Un État qui possède une justice indépendante ne libère pas ses prisonniers en fonction des demandes étrangères. Il applique sa loi de manière égale pour tous, sans considération pour les pressions extérieures. Le fait que l’Algérie ait cédé à la demande allemande prouve, s’il en était besoin, que les décisions judiciaires ne sont que des variables d’ajustement dans les négociations internationales.

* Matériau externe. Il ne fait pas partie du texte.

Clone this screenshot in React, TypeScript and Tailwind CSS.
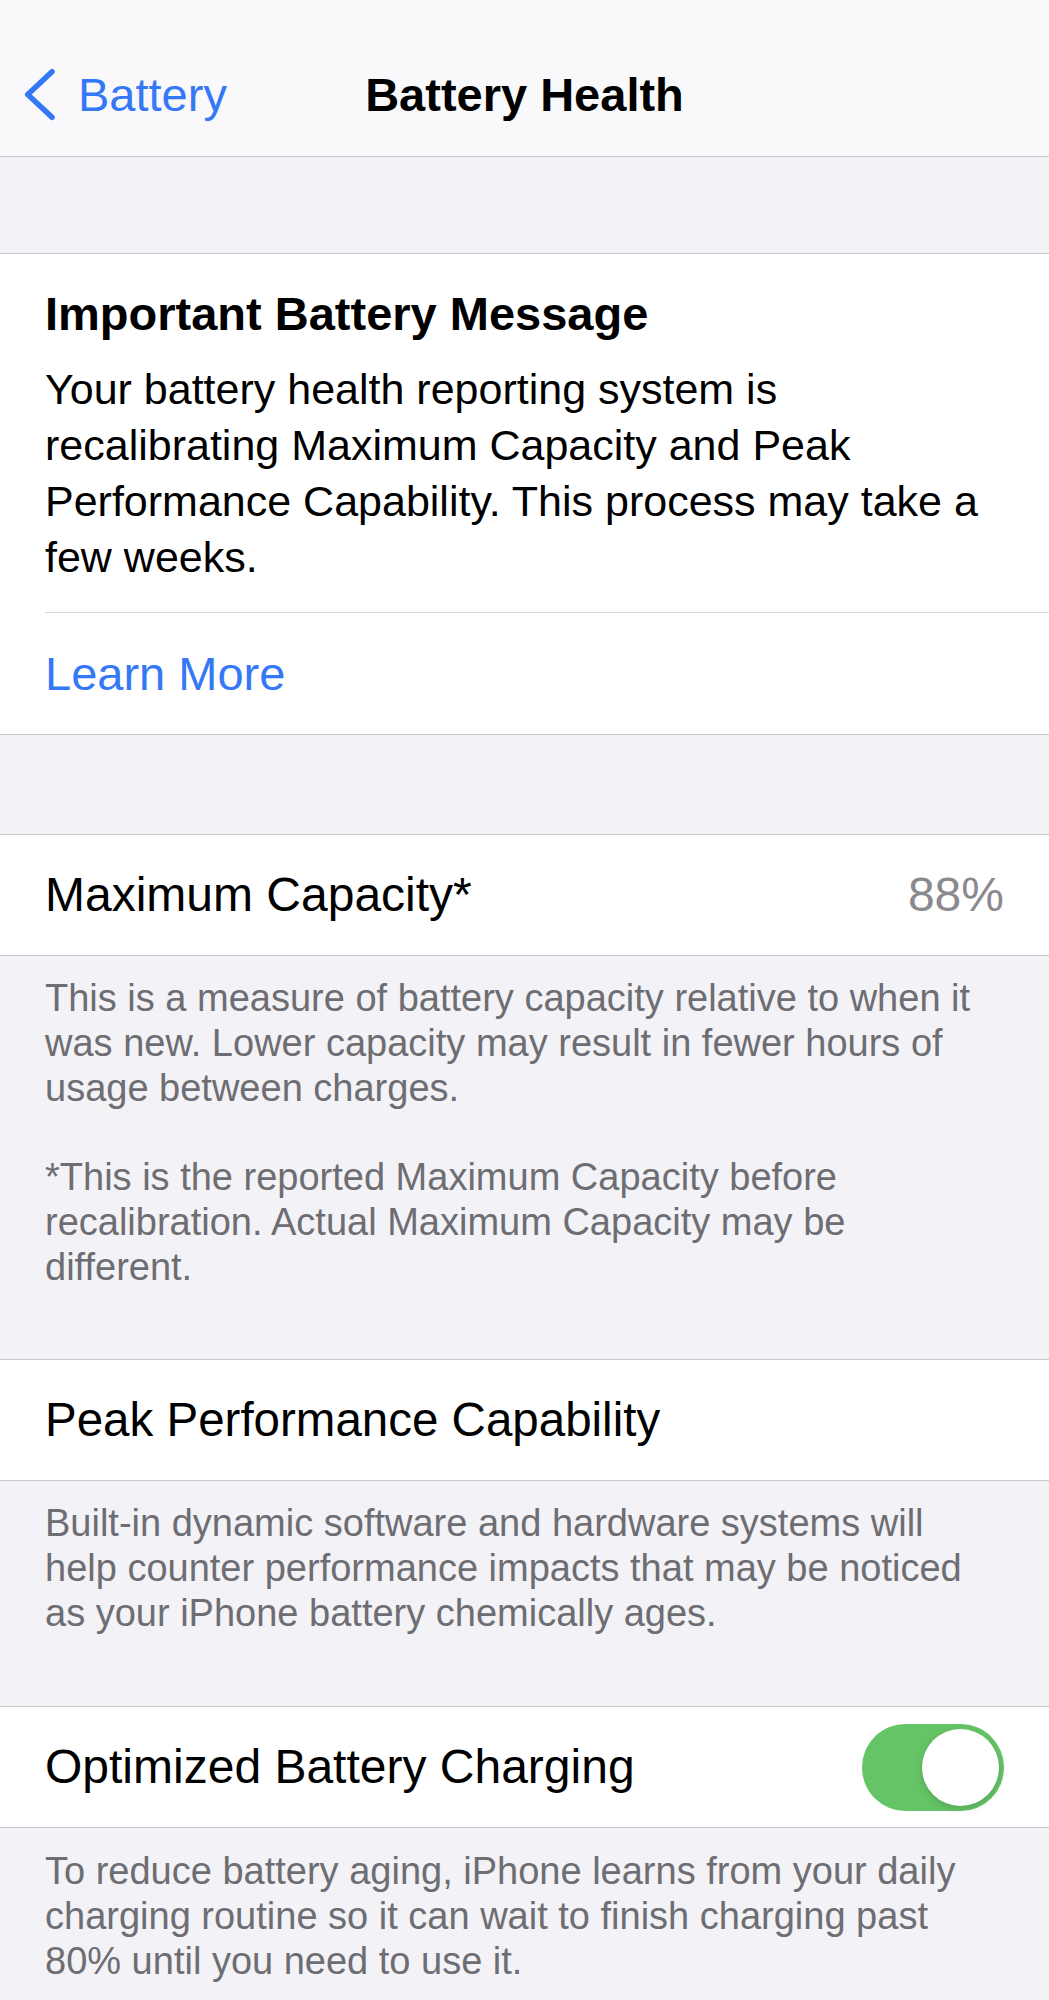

Sansal Libre, la Justice Algérienne Toujours Prisonnière
En célébrant la libération de Boualem Sansal, nous devons aussi nous interroger sur l’avenir de la justice en Algérie. Tant que les tribunaux resteront des instruments politiques, tant que les juges prononceront les verdicts que le pouvoir attend d’eux, aucun Algérien ne sera véritablement à l’abri.

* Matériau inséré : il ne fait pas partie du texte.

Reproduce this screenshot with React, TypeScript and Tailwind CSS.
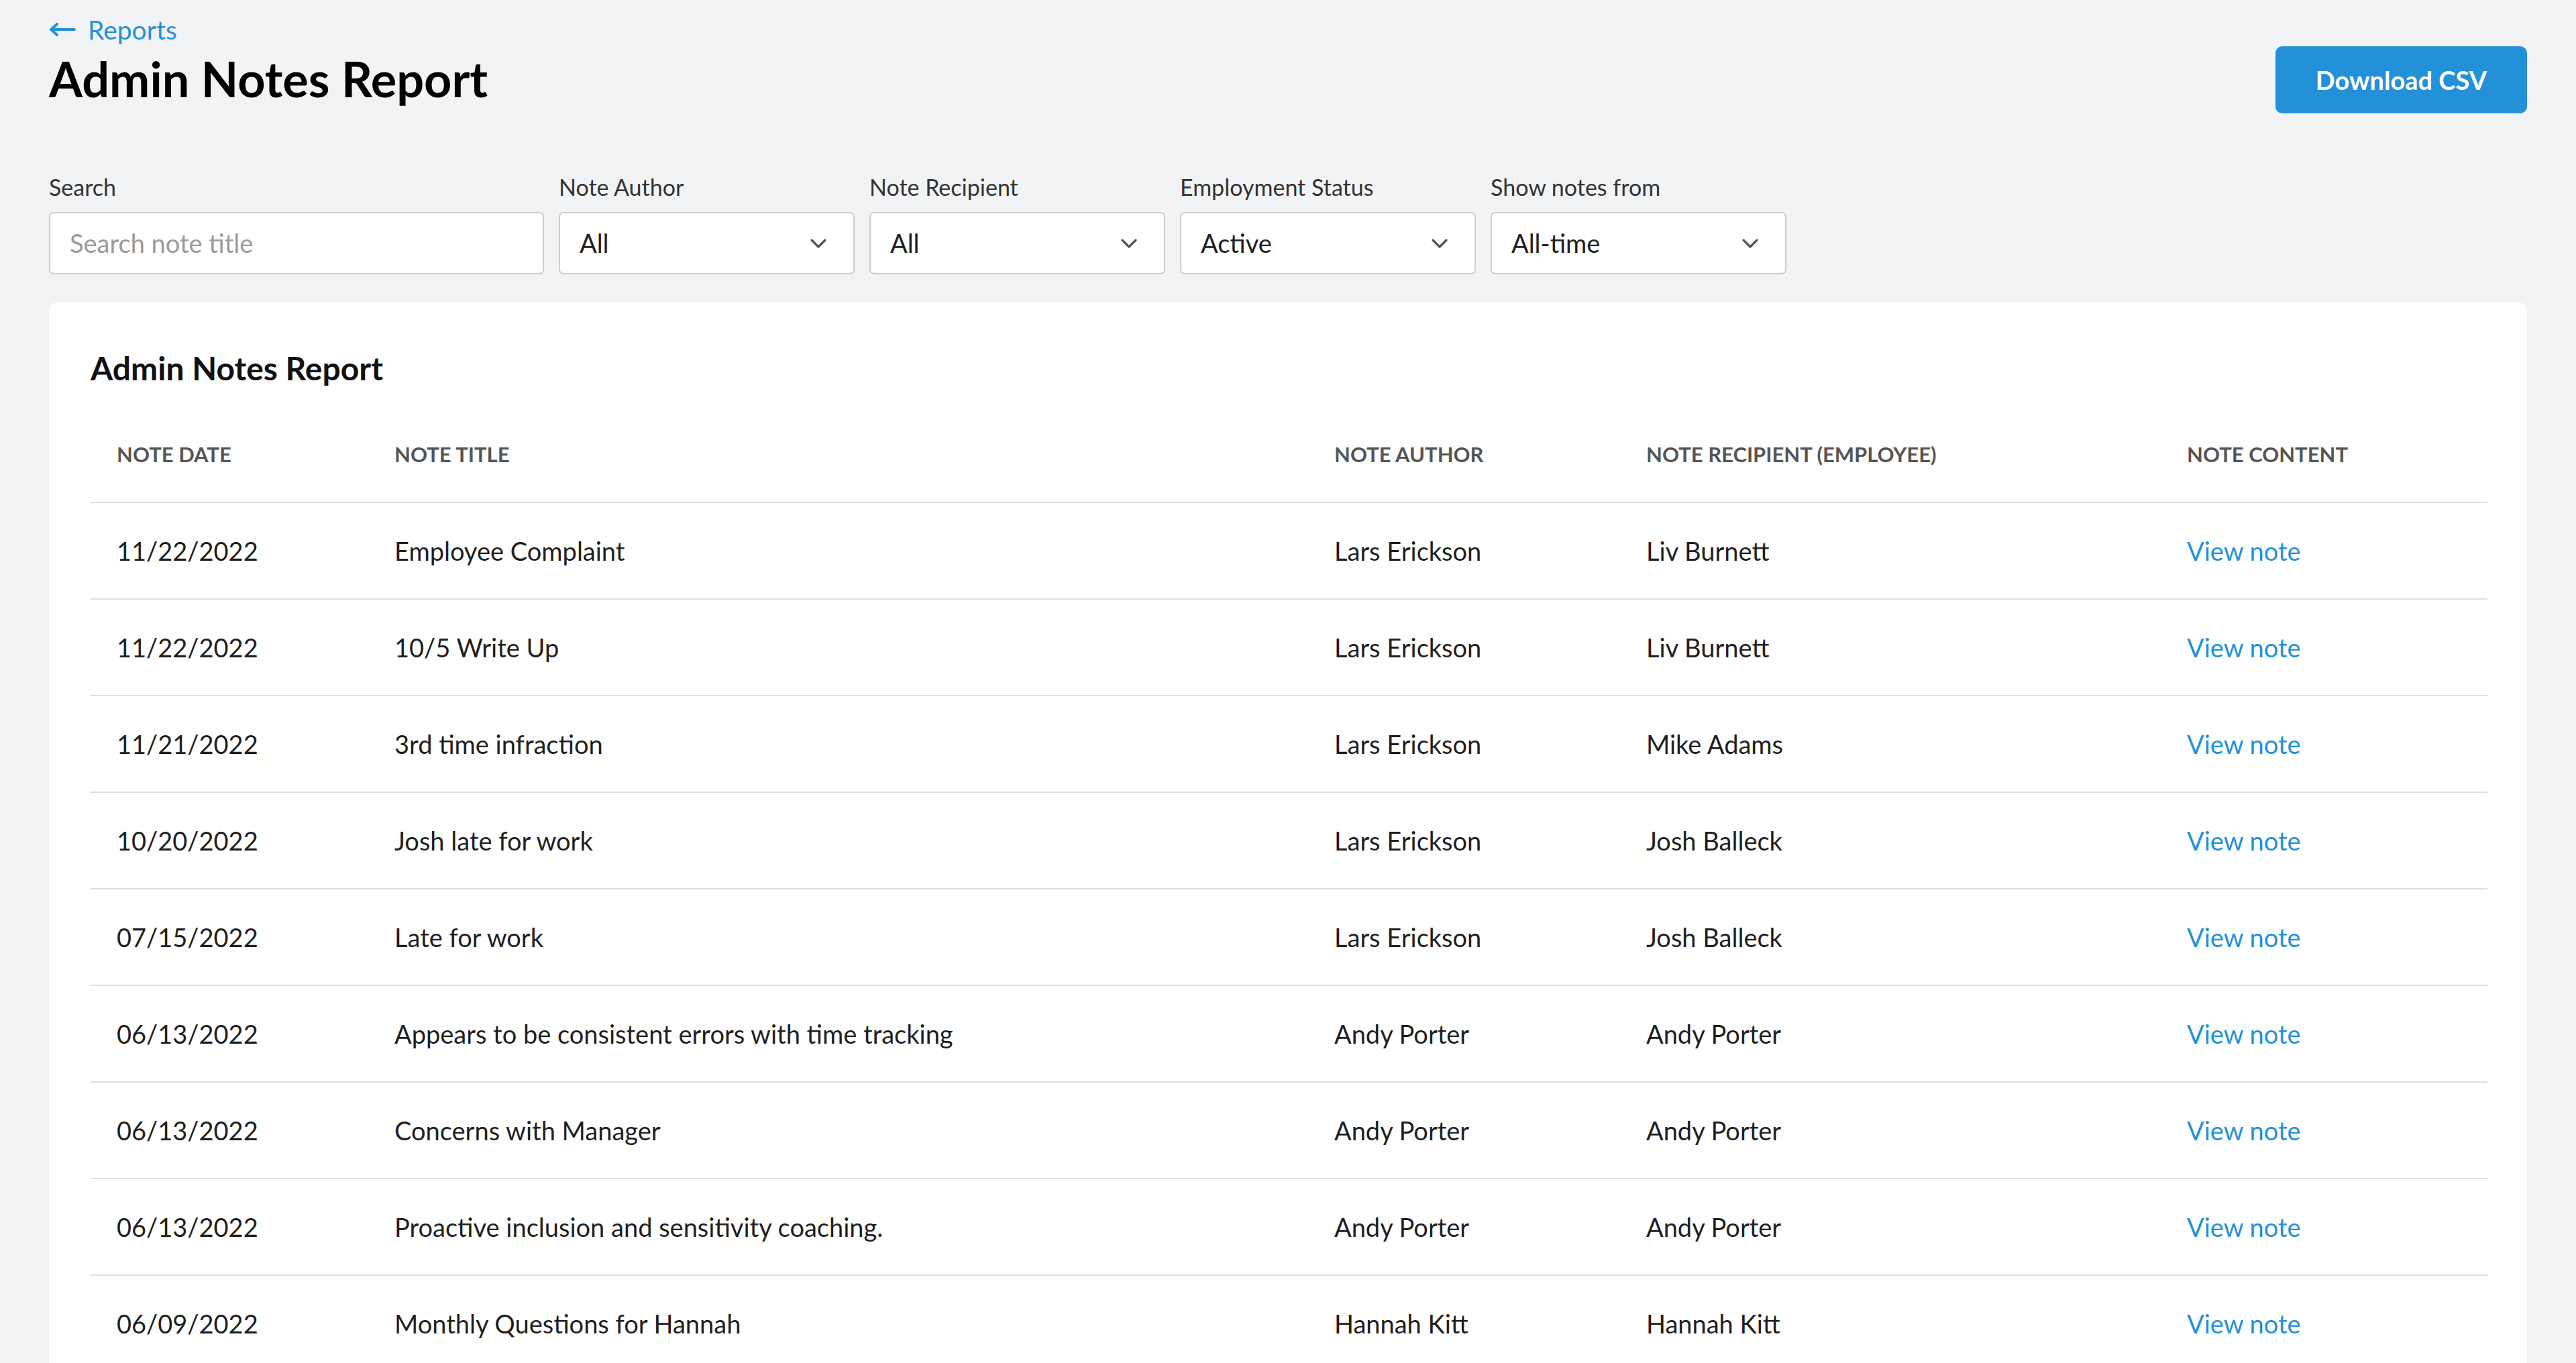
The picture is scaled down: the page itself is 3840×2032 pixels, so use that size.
import { ChevronDown } from 'lucide-react'

type Note = {
  date: string
  title: string
  author: string
  recipient: string
}

const NOTES: Note[] = [
  { date: '11/22/2022', title: 'Employee Complaint', author: 'Lars Erickson', recipient: 'Liv Burnett' },
  { date: '11/22/2022', title: '10/5 Write Up', author: 'Lars Erickson', recipient: 'Liv Burnett' },
  { date: '11/21/2022', title: '3rd time infraction', author: 'Lars Erickson', recipient: 'Mike Adams' },
  { date: '10/20/2022', title: 'Josh late for work', author: 'Lars Erickson', recipient: 'Josh Balleck' },
  { date: '07/15/2022', title: 'Late for work', author: 'Lars Erickson', recipient: 'Josh Balleck' },
  {
    date: '06/13/2022',
    title: 'Appears to be consistent errors with time tracking',
    author: 'Andy Porter',
    recipient: 'Andy Porter',
  },
  { date: '06/13/2022', title: 'Concerns with Manager', author: 'Andy Porter', recipient: 'Andy Porter' },
  {
    date: '06/13/2022',
    title: 'Proactive inclusion and sensitivity coaching.',
    author: 'Andy Porter',
    recipient: 'Andy Porter',
  },
  { date: '06/09/2022', title: 'Monthly Questions for Hannah', author: 'Hannah Kitt', recipient: 'Hannah Kitt' },
]

const FILTERS = [
  { label: 'Note Author', value: 'All' },
  { label: 'Note Recipient', value: 'All' },
  { label: 'Employment Status', value: 'Active' },
  { label: 'Show notes from', value: 'All-time' },
]

function FilterSelect({ label, value }: { label: string; value: string }) {
  return (
    <div className="flex w-[441px] flex-col">
      <span className="h-[40px] text-[34px] leading-[40px] text-[#333]">{label}</span>
      <div
        className="mt-[17px] flex h-[93px] items-center justify-between rounded-[7px] border-2
          border-[#cdcdcd] bg-white pr-[32px] pl-[29px]"
      >
        <span className="text-[38px] text-[#1f1f1f]">{value}</span>
        <ChevronDown className="h-[40px] w-[40px] text-[#555]" strokeWidth={2} />
      </div>
    </div>
  )
}

function BackArrow() {
  return (
    <svg viewBox="0 0 40 20" className="h-[20px] w-[40px]" fill="none">
      <path
        d="M38 10H4M12 2L3 10l9 8"
        stroke="#2391d8"
        strokeWidth="4"
        strokeLinecap="round"
        strokeLinejoin="round"
      />
    </svg>
  )
}

export default function App() {
  return (
    <div
      className="min-h-screen bg-[#f2f3f5] px-[73px] pt-[24px]"
      style={{ fontFamily: 'Lato, "Liberation Sans", sans-serif' }}
    >
      <div className="flex items-start justify-between">
        <div>
          <a className="flex h-[40px] items-center gap-[18px] text-[39px] text-[#2391d8]" href="#">
            <BackArrow />
            Reports
          </a>
          <h1 className="mt-[13px] h-[80px] text-[72px] leading-[80px] font-bold text-black">
            Admin Notes Report
          </h1>
        </div>
        <button
          type="button"
          className="mt-[45px] h-[100px] w-[375px] rounded-[10px] bg-[#2391d8] text-[38px] font-bold
            text-white"
        >
          Download CSV
        </button>
      </div>

      <div className="mt-[90px] flex gap-[22px]">
        <div className="flex w-[738px] flex-col">
          <span className="h-[40px] text-[34px] leading-[40px] text-[#333]">Search</span>
          <div
            className="mt-[17px] flex h-[93px] items-center rounded-[7px] border-2 border-[#cdcdcd]
              bg-white px-[29px]"
          >
            <span className="text-[38px] text-[#9a9a9a]">Search note title</span>
          </div>
        </div>
        {FILTERS.map((f) => (
          <FilterSelect key={f.label} label={f.label} value={f.value} />
        ))}
      </div>

      <div className="mt-[42px] rounded-t-[12px] bg-white pt-[68px] pr-[59px] pb-[40px] pl-[62px]">
        <h2 className="h-[60px] text-[48px] leading-[60px] font-bold text-[#111]">Admin Notes Report</h2>
        <table className="mt-[28px] w-full table-fixed text-left">
          <colgroup>
            <col className="w-[414px]" />
            <col className="w-[1401px]" />
            <col className="w-[465px]" />
            <col className="w-[806px]" />
            <col />
          </colgroup>
          <thead>
            <tr className="h-[142px] border-b-2 border-[#dedede] text-[31px] font-bold text-[#555] uppercase">
              <th className="pl-[39px] font-bold">Note Date</th>
              <th className="pl-[39px] font-bold">Note Title</th>
              <th className="pl-[39px] font-bold">Note Author</th>
              <th className="pl-[39px] font-bold">Note Recipient (Employee)</th>
              <th className="pl-[39px] font-bold">Note Content</th>
            </tr>
          </thead>
          <tbody className="text-[38px] text-[#1f1f1f]">
            {NOTES.map((note, i) => (
              <tr key={i} className="h-[144px] border-b-2 border-[#dedede]">
                <td className="pl-[39px]">{note.date}</td>
                <td className="pl-[39px]">{note.title}</td>
                <td className="pl-[39px]">{note.author}</td>
                <td className="pl-[39px]">{note.recipient}</td>
                <td className="pl-[39px]">
                  <a href="#" className="text-[#2391d8]">
                    View note
                  </a>
                </td>
              </tr>
            ))}
          </tbody>
        </table>
      </div>
    </div>
  )
}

L’affaire Sansal restera dans l’histoire comme le symbole d’une justice inexistante, remplacée par un système où les décisions judiciaires se prennent au gré des conversations téléphoniques entre chefs d’État. Une justice où votre liberté ne dépend pas de votre innocence, mais de votre notoriété internationale et de l’intérêt géopolitique que votre cas peut susciter.
Conclusion : Une Liberté à Défendre Collectivement
La libération de Boualem Sansal est une victoire pour la liberté d’expression et pour tous ceux qui ont lutté pour sa cause. Mais elle doit aussi servir d’avertissement et de catalyseur. Elle expose au grand jour la mascarade d’une justice algérienne qui n’en a que le nom.
Combien d’autres Sansal attendent-ils dans l’ombre, sans célébrité internationale pour porter leur voix, sans président étranger pour plaider leur cause ? C’est pour eux que nous devons continuer le combat. C’est pour eux que nous devons exiger une véritable indépendance judiciaire, un État de droit qui ne soit pas qu’une formule creuse.
Boualem Sansal est libre, réjouissons-nous. Mais n’oublions jamais que cette liberté n’a été obtenue que par un coup de téléphone, pas par la justice. Et tant que ce sera le cas, l’Algérie restera prisonnière de son propre système.